Goal - Repeat the data below exactly, dropping any pictures it holds.

Given data -
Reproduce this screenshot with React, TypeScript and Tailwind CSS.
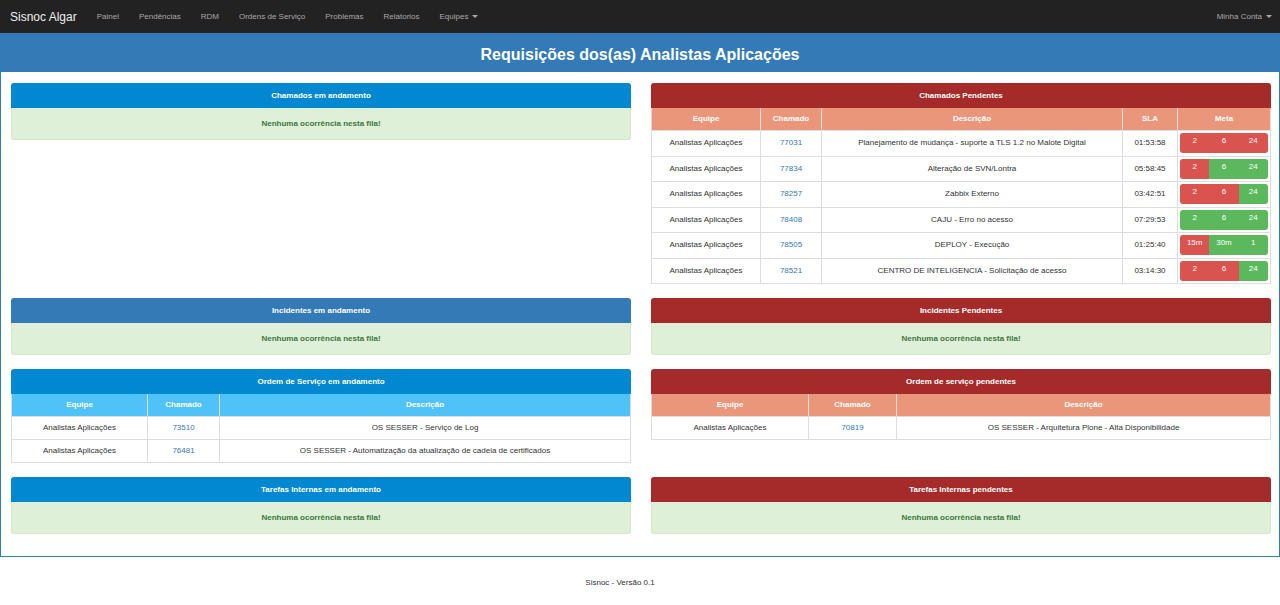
import React from 'react';

type Seg = { label: string; ok: boolean };

type Pendente = {
  id: string;
  desc: string;
  sla: string;
  meta: Seg[];
};

const EQUIPE = 'Analistas Aplicações';

function meta(labels: string[], okFrom: number): Seg[] {
  return labels.map((label, i) => ({ label, ok: i >= okFrom }));
}

const PENDENTES: Pendente[] = [
  { id: '77031', desc: 'Planejamento de mudança - suporte a TLS 1.2 no Malote Digital', sla: '01:53:58', meta: meta(['2', '6', '24'], 3) },
  { id: '77834', desc: 'Alteração de SVN/Lontra', sla: '05:58:45', meta: meta(['2', '6', '24'], 1) },
  { id: '78257', desc: 'Zabbix Externo', sla: '03:42:51', meta: meta(['2', '6', '24'], 2) },
  { id: '78408', desc: 'CAJU - Erro no acesso', sla: '07:29:53', meta: meta(['2', '6', '24'], 0) },
  { id: '78505', desc: 'DEPLOY - Execução', sla: '01:25:40', meta: meta(['15m', '30m', '1'], 1) },
  { id: '78521', desc: 'CENTRO DE INTELIGENCIA - Solicitação de acesso', sla: '03:14:30', meta: meta(['2', '6', '24'], 2) },
];

const OS_ANDAMENTO = [
  { id: '73510', desc: 'OS SESSER - Serviço de Log' },
  { id: '76481', desc: 'OS SESSER - Automatização da atualização de cadeia de certificados' },
];

const NAV = ['Painel', 'Pendências', 'RDM', 'Ordens de Serviço', 'Problemas', 'Relatorios'];

function Caret() {
  return <span className="ml-[4px] inline-block h-0 w-0 border-x-[3px] border-t-[3px] border-x-transparent border-t-current align-middle" />;
}

function Heading({ title, color }: { title: string; color: string }) {
  return (
    <div className={`flex h-[25px] items-center justify-center rounded-t-[3px] text-[8px] font-bold text-white ${color}`}>
      {title}
    </div>
  );
}

function Empty() {
  return (
    <div className="flex h-[32px] items-center justify-center rounded-b-[3px] border border-t-0 border-[#d6e9c6] bg-[#dff0d8] text-[8px] font-bold text-[#3c763d]">
      Nenhuma ocorrência nesta fila!
    </div>
  );
}

function EmptyBlock({ title, color }: { title: string; color: string }) {
  return (
    <div>
      <Heading title={title} color={color} />
      <Empty />
    </div>
  );
}

function MetaBar({ segs }: { segs: Seg[] }) {
  return (
    <div className="flex h-[20px] w-full overflow-hidden rounded-[3px]">
      {segs.map((s, i) => (
        <div key={i} className={`flex-1 pt-[1px] text-center text-[8px] leading-[13px] text-white ${s.ok ? 'bg-[#5cb85c]' : 'bg-[#d9534f]'}`}>
          {s.label}
        </div>
      ))}
    </div>
  );
}

function OsTable({ headClass, rows, w1, w2 }: { headClass: string; rows: { id: string; desc: string }[]; w1: string; w2: string }) {
  return (
    <div className="border-x border-b border-[#ddd]">
      <div className={`flex h-[22px] text-[8px] font-bold text-white ${headClass}`}>
        <div className={`flex items-center justify-center ${w1}`}>Equipe</div>
        <div className={`flex items-center justify-center border-l border-[#ddd] ${w2}`}>Chamado</div>
        <div className="flex flex-1 items-center justify-center border-l border-[#ddd]">Descrição</div>
      </div>
      {rows.map((r) => (
        <div key={r.id} className="flex h-[23px] border-t border-[#ddd] text-[8px] text-[#333]">
          <div className={`flex items-center justify-center ${w1}`}>{EQUIPE}</div>
          <div className={`flex items-center justify-center border-l border-[#ddd] text-[#337ab7] ${w2}`}>{r.id}</div>
          <div className="flex flex-1 items-center justify-center border-l border-[#ddd]">{r.desc}</div>
        </div>
      ))}
    </div>
  );
}

function ChamadosPendentes() {
  return (
    <div>
      <Heading title="Chamados Pendentes" color="bg-[#a52a2a]" />
      <div className="border-x border-b border-[#ddd]">
        <div className="flex h-[22px] bg-[#e9967a] text-[8px] font-bold text-white">
          <div className="flex w-[108px] items-center justify-center">Equipe</div>
          <div className="flex w-[61px] items-center justify-center border-l border-[#ddd]">Chamado</div>
          <div className="flex flex-1 items-center justify-center border-l border-[#ddd]">Descrição</div>
          <div className="flex w-[55px] items-center justify-center border-l border-[#ddd]">SLA</div>
          <div className="flex w-[93px] items-center justify-center border-l border-[#ddd]">Meta</div>
        </div>
        {PENDENTES.map((p) => (
          <div key={p.id} className="flex h-[25.5px] border-t border-[#ddd] text-[8px] text-[#333]">
            <div className="flex w-[108px] items-center justify-center">{EQUIPE}</div>
            <div className="flex w-[61px] items-center justify-center border-l border-[#ddd] text-[#337ab7]">{p.id}</div>
            <div className="flex flex-1 items-center justify-center border-l border-[#ddd]">{p.desc}</div>
            <div className="flex w-[55px] items-center justify-center border-l border-[#ddd]">{p.sla}</div>
            <div className="flex w-[93px] items-center border-l border-[#ddd] px-[2px]">
              <MetaBar segs={p.meta} />
            </div>
          </div>
        ))}
      </div>
    </div>
  );
}

export default function App() {
  return (
    <div className="min-h-[605px] bg-white font-['Liberation_Sans',Arial,sans-serif]">
      <nav className="flex h-[33px] items-center bg-[#222] text-[8px] text-[#a9a9a9]">
        <span className="px-[10px] text-[12px] text-[#eee]">Sisnoc Algar</span>
        {NAV.map((n) => (
          <span key={n} className="px-[10px]">{n}</span>
        ))}
        <span className="flex items-center px-[10px]">Equipes<Caret /></span>
        <span className="ml-auto flex items-center pr-[8px]">Minha Conta<Caret /></span>
      </nav>

      <div className="border border-t-0 border-[#337ab7]">
        <div className="h-[39px] bg-[#337ab7] pt-[13px] text-center text-[16px] font-bold leading-[18px] text-white">
          Requisições dos(as) Analistas Aplicações
        </div>
        <div className="flex flex-col gap-[14px] pb-[22px] pl-[10px] pr-[8px] pt-[11px]">
          <div className="grid grid-cols-2 items-start gap-5">
            <EmptyBlock title="Chamados em andamento" color="bg-[#0288d1]" />
            <ChamadosPendentes />
          </div>
          <div className="grid grid-cols-2 items-start gap-5">
            <EmptyBlock title="Incidentes em andamento" color="bg-[#337ab7]" />
            <EmptyBlock title="Incidentes Pendentes" color="bg-[#a52a2a]" />
          </div>
          <div className="grid grid-cols-2 items-start gap-5">
            <div>
              <Heading title="Ordem de Serviço em andamento" color="bg-[#0288d1]" />
              <OsTable headClass="bg-[#4fc3f7]" rows={OS_ANDAMENTO} w1="w-[135px]" w2="w-[72px]" />
            </div>
            <div>
              <Heading title="Ordem de serviço pendentes" color="bg-[#a52a2a]" />
              <OsTable headClass="bg-[#e9967a]" rows={[{ id: '70819', desc: 'OS SESSER - Arquitetura Plone - Alta Disponibilidade' }]} w1="w-[156px]" w2="w-[88px]" />
            </div>
          </div>
          <div className="grid grid-cols-2 items-start gap-5">
            <EmptyBlock title="Tarefas Internas em andamento" color="bg-[#0288d1]" />
            <EmptyBlock title="Tarefas Internas pendentes" color="bg-[#a52a2a]" />
          </div>
        </div>
      </div>

      <footer className="pr-[40px] pt-[20px] text-center text-[8px] text-[#333]">Sisnoc - Versão 0.1</footer>
    </div>
  );
}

Expected answer -
Reproduce this screenshot with React, TypeScript and Tailwind CSS.
import React from 'react';

type Seg = { label: string; ok: boolean };

type Pendente = {
  id: string;
  desc: string;
  sla: string;
  meta: Seg[];
};

const EQUIPE = 'Analistas Aplicações';

function meta(labels: string[], okFrom: number): Seg[] {
  return labels.map((label, i) => ({ label, ok: i >= okFrom }));
}

const PENDENTES: Pendente[] = [
  { id: '77031', desc: 'Planejamento de mudança - suporte a TLS 1.2 no Malote Digital', sla: '01:53:58', meta: meta(['2', '6', '24'], 3) },
  { id: '77834', desc: 'Alteração de SVN/Lontra', sla: '05:58:45', meta: meta(['2', '6', '24'], 1) },
  { id: '78257', desc: 'Zabbix Externo', sla: '03:42:51', meta: meta(['2', '6', '24'], 2) },
  { id: '78408', desc: 'CAJU - Erro no acesso', sla: '07:29:53', meta: meta(['2', '6', '24'], 0) },
  { id: '78505', desc: 'DEPLOY - Execução', sla: '01:25:40', meta: meta(['15m', '30m', '1'], 1) },
  { id: '78521', desc: 'CENTRO DE INTELIGENCIA - Solicitação de acesso', sla: '03:14:30', meta: meta(['2', '6', '24'], 2) },
];

const OS_ANDAMENTO = [
  { id: '73510', desc: 'OS SESSER - Serviço de Log' },
  { id: '76481', desc: 'OS SESSER - Automatização da atualização de cadeia de certificados' },
];

const NAV = ['Painel', 'Pendências', 'RDM', 'Ordens de Serviço', 'Problemas', 'Relatorios'];

function Caret() {
  return <span className="ml-[4px] inline-block h-0 w-0 border-x-[3px] border-t-[3px] border-x-transparent border-t-current align-middle" />;
}

function Heading({ title, color }: { title: string; color: string }) {
  return (
    <div className={`flex h-[25px] items-center justify-center rounded-t-[3px] text-[8px] font-bold text-white ${color}`}>
      {title}
    </div>
  );
}

function Empty() {
  return (
    <div className="flex h-[32px] items-center justify-center rounded-b-[3px] border border-t-0 border-[#d6e9c6] bg-[#dff0d8] text-[8px] font-bold text-[#3c763d]">
      Nenhuma ocorrência nesta fila!
    </div>
  );
}

function EmptyBlock({ title, color }: { title: string; color: string }) {
  return (
    <div>
      <Heading title={title} color={color} />
      <Empty />
    </div>
  );
}

function MetaBar({ segs }: { segs: Seg[] }) {
  return (
    <div className="flex h-[20px] w-full overflow-hidden rounded-[3px]">
      {segs.map((s, i) => (
        <div key={i} className={`flex-1 pt-[1px] text-center text-[8px] leading-[13px] text-white ${s.ok ? 'bg-[#5cb85c]' : 'bg-[#d9534f]'}`}>
          {s.label}
        </div>
      ))}
    </div>
  );
}

function OsTable({ headClass, rows, w1, w2 }: { headClass: string; rows: { id: string; desc: string }[]; w1: string; w2: string }) {
  return (
    <div className="border-x border-b border-[#ddd]">
      <div className={`flex h-[22px] text-[8px] font-bold text-white ${headClass}`}>
        <div className={`flex items-center justify-center ${w1}`}>Equipe</div>
        <div className={`flex items-center justify-center border-l border-[#ddd] ${w2}`}>Chamado</div>
        <div className="flex flex-1 items-center justify-center border-l border-[#ddd]">Descrição</div>
      </div>
      {rows.map((r) => (
        <div key={r.id} className="flex h-[23px] border-t border-[#ddd] text-[8px] text-[#333]">
          <div className={`flex items-center justify-center ${w1}`}>{EQUIPE}</div>
          <div className={`flex items-center justify-center border-l border-[#ddd] text-[#337ab7] ${w2}`}>{r.id}</div>
          <div className="flex flex-1 items-center justify-center border-l border-[#ddd]">{r.desc}</div>
        </div>
      ))}
    </div>
  );
}

function ChamadosPendentes() {
  return (
    <div>
      <Heading title="Chamados Pendentes" color="bg-[#a52a2a]" />
      <div className="border-x border-b border-[#ddd]">
        <div className="flex h-[22px] bg-[#e9967a] text-[8px] font-bold text-white">
          <div className="flex w-[108px] items-center justify-center">Equipe</div>
          <div className="flex w-[61px] items-center justify-center border-l border-[#ddd]">Chamado</div>
          <div className="flex flex-1 items-center justify-center border-l border-[#ddd]">Descrição</div>
          <div className="flex w-[55px] items-center justify-center border-l border-[#ddd]">SLA</div>
          <div className="flex w-[93px] items-center justify-center border-l border-[#ddd]">Meta</div>
        </div>
        {PENDENTES.map((p) => (
          <div key={p.id} className="flex h-[25.5px] border-t border-[#ddd] text-[8px] text-[#333]">
            <div className="flex w-[108px] items-center justify-center">{EQUIPE}</div>
            <div className="flex w-[61px] items-center justify-center border-l border-[#ddd] text-[#337ab7]">{p.id}</div>
            <div className="flex flex-1 items-center justify-center border-l border-[#ddd]">{p.desc}</div>
            <div className="flex w-[55px] items-center justify-center border-l border-[#ddd]">{p.sla}</div>
            <div className="flex w-[93px] items-center border-l border-[#ddd] px-[2px]">
              <MetaBar segs={p.meta} />
            </div>
          </div>
        ))}
      </div>
    </div>
  );
}

export default function App() {
  return (
    <div className="min-h-[605px] bg-white font-['Liberation_Sans',Arial,sans-serif]">
      <nav className="flex h-[33px] items-center bg-[#222] text-[8px] text-[#a9a9a9]">
        <span className="px-[10px] text-[12px] text-[#eee]">Sisnoc Algar</span>
        {NAV.map((n) => (
          <span key={n} className="px-[10px]">{n}</span>
        ))}
        <span className="flex items-center px-[10px]">Equipes<Caret /></span>
        <span className="ml-auto flex items-center pr-[8px]">Minha Conta<Caret /></span>
      </nav>

      <div className="border border-t-0 border-[#337ab7]">
        <div className="h-[39px] bg-[#337ab7] pt-[13px] text-center text-[16px] font-bold leading-[18px] text-white">
          Requisições dos(as) Analistas Aplicações
        </div>
        <div className="flex flex-col gap-[14px] pb-[22px] pl-[10px] pr-[8px] pt-[11px]">
          <div className="grid grid-cols-2 items-start gap-5">
            <EmptyBlock title="Chamados em andamento" color="bg-[#0288d1]" />
            <ChamadosPendentes />
          </div>
          <div className="grid grid-cols-2 items-start gap-5">
            <EmptyBlock title="Incidentes em andamento" color="bg-[#337ab7]" />
            <EmptyBlock title="Incidentes Pendentes" color="bg-[#a52a2a]" />
          </div>
          <div className="grid grid-cols-2 items-start gap-5">
            <div>
              <Heading title="Ordem de Serviço em andamento" color="bg-[#0288d1]" />
              <OsTable headClass="bg-[#4fc3f7]" rows={OS_ANDAMENTO} w1="w-[135px]" w2="w-[72px]" />
            </div>
            <div>
              <Heading title="Ordem de serviço pendentes" color="bg-[#a52a2a]" />
              <OsTable headClass="bg-[#e9967a]" rows={[{ id: '70819', desc: 'OS SESSER - Arquitetura Plone - Alta Disponibilidade' }]} w1="w-[156px]" w2="w-[88px]" />
            </div>
          </div>
          <div className="grid grid-cols-2 items-start gap-5">
            <EmptyBlock title="Tarefas Internas em andamento" color="bg-[#0288d1]" />
            <EmptyBlock title="Tarefas Internas pendentes" color="bg-[#a52a2a]" />
          </div>
        </div>
      </div>

      <footer className="pr-[40px] pt-[20px] text-center text-[8px] text-[#333]">Sisnoc - Versão 0.1</footer>
    </div>
  );
}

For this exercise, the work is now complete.